| What the task asks |
Copy every line that holds "index".

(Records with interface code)
---------------

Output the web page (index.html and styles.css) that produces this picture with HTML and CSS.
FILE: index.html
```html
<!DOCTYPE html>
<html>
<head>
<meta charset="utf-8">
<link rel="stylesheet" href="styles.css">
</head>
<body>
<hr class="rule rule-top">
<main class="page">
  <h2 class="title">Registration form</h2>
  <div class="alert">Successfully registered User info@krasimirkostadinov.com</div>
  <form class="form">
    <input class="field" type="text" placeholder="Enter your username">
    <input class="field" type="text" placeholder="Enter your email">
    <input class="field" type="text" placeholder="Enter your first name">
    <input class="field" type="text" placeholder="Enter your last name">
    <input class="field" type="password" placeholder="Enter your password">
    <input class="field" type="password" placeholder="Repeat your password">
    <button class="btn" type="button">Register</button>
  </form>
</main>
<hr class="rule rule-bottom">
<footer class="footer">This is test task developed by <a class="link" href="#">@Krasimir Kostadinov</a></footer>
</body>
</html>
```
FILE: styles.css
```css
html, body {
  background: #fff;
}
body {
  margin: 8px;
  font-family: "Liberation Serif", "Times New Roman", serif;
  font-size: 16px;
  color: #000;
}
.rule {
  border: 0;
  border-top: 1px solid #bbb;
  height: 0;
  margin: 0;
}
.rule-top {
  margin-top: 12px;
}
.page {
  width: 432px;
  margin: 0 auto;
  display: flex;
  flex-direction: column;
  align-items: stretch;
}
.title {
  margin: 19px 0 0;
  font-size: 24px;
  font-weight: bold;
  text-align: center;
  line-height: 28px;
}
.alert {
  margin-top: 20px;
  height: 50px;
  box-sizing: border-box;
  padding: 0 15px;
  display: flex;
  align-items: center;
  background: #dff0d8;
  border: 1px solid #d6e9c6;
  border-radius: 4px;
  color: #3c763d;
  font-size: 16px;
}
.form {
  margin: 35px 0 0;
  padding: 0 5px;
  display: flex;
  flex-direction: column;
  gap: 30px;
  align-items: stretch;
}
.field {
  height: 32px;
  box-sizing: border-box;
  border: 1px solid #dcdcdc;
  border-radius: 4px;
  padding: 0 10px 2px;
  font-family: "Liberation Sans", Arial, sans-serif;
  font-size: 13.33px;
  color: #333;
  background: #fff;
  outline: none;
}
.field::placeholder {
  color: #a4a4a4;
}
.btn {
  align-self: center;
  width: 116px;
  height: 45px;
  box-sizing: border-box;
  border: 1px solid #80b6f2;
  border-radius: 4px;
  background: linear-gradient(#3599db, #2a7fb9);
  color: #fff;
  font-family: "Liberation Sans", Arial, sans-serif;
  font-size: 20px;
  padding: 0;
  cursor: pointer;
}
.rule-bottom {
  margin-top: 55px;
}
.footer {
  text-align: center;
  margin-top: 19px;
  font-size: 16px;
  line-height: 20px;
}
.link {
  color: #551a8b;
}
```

---------------

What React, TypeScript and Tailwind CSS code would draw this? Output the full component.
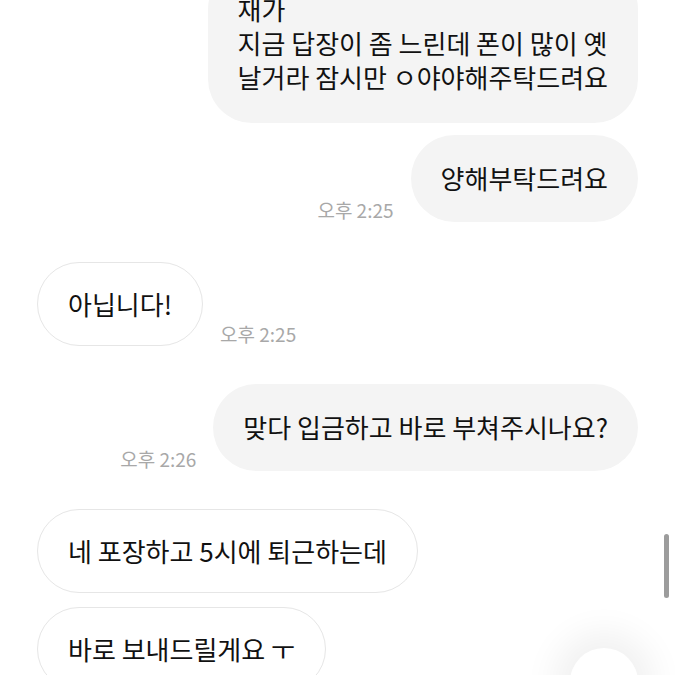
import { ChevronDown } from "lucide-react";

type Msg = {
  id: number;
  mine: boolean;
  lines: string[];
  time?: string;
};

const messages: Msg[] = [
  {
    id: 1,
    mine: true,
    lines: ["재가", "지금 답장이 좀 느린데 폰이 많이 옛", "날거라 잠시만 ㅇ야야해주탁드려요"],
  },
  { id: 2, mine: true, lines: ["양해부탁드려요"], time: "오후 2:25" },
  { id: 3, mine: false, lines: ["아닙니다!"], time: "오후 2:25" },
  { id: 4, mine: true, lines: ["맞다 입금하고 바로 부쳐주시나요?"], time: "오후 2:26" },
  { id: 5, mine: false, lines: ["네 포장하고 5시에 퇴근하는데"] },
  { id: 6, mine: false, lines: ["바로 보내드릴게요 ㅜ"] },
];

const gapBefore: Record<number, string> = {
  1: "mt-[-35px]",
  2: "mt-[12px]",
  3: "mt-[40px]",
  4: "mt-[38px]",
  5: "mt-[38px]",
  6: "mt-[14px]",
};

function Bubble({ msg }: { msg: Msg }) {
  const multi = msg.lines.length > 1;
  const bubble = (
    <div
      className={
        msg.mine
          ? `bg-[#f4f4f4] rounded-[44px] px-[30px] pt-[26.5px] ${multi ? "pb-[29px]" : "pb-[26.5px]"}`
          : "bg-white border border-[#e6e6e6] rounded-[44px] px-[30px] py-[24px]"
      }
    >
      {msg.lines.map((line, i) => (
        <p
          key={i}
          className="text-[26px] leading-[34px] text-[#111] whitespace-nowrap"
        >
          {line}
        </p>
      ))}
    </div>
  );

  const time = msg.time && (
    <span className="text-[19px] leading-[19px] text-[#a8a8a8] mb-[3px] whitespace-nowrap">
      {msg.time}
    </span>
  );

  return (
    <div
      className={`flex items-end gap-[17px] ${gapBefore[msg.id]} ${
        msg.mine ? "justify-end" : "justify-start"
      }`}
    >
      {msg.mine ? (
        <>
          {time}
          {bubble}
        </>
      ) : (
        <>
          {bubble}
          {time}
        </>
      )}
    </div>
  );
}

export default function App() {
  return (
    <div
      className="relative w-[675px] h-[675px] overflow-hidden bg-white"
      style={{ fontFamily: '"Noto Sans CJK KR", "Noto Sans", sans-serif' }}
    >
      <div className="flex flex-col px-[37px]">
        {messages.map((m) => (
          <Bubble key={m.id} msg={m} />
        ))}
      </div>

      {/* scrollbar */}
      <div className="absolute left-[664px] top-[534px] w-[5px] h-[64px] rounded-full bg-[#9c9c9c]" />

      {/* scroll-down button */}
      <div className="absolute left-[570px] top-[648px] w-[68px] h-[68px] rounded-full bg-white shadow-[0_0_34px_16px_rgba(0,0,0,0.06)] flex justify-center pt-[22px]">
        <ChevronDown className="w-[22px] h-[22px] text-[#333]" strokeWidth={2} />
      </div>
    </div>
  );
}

---------------

| Problem solution |
Output the web page (index.html and styles.css) that produces this picture with HTML and CSS.
FILE: index.html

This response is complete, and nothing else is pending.